In Sect. 6 we examined the use of a pseudo-population bootstrap approach to estimate the standard errors of the totals of Occupation. For most categories of Occupation, the averages of estimated standard errors obtained by the bootstrap approach were quite close to the corresponding (approximate) true standard deviations. Also, coverage rates of the estimated confidence intervals of the estimated totals for the categories of Occupation were for most categories quite close to the nominal rate of 95%. This suggests that using our pseudo-population bootstrap approach generally gives reasonably estimates for the imputation variance.
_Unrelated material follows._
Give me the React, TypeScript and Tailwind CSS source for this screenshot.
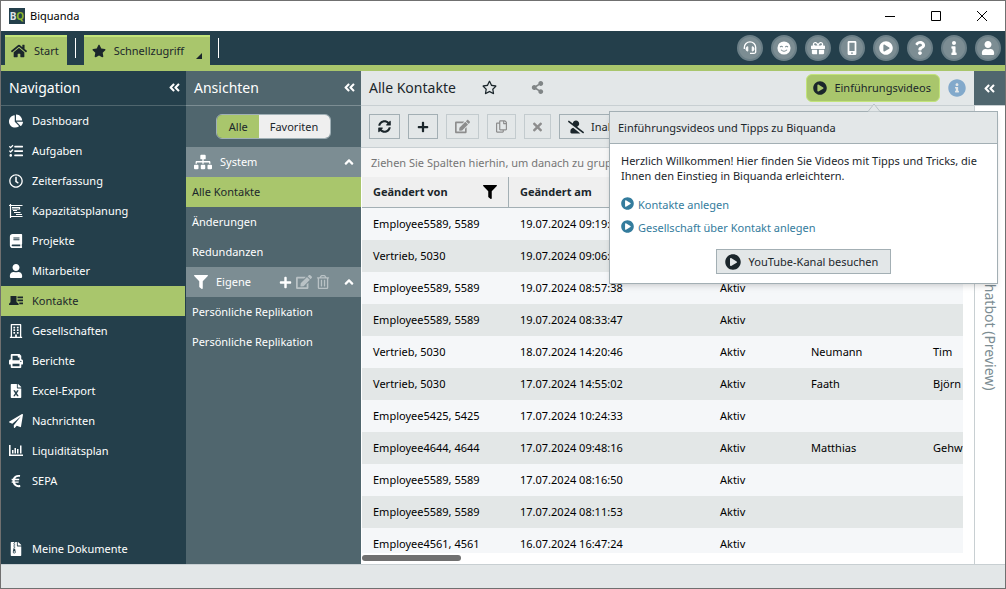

In this paper, we focused on mass imputation as this is the most relevant situation for the Dutch Population Census. However, a modified version of the proposed imputation approach also seems useful for cases where a sample of the population is imputed, and weighted sums of the imputed values have to sum up to known population totals for some variables. Favre et al. (2004 and 2005) developed a variant of Cox’s controlled rounding algorithm that is able to handle this situation. This variant can be included into our imputation approach by replacing the original version of Cox’ controlled rounding algorithm with the variant developed by Favre et al. (2004). We leave this extension of our imputation approach to potential future work.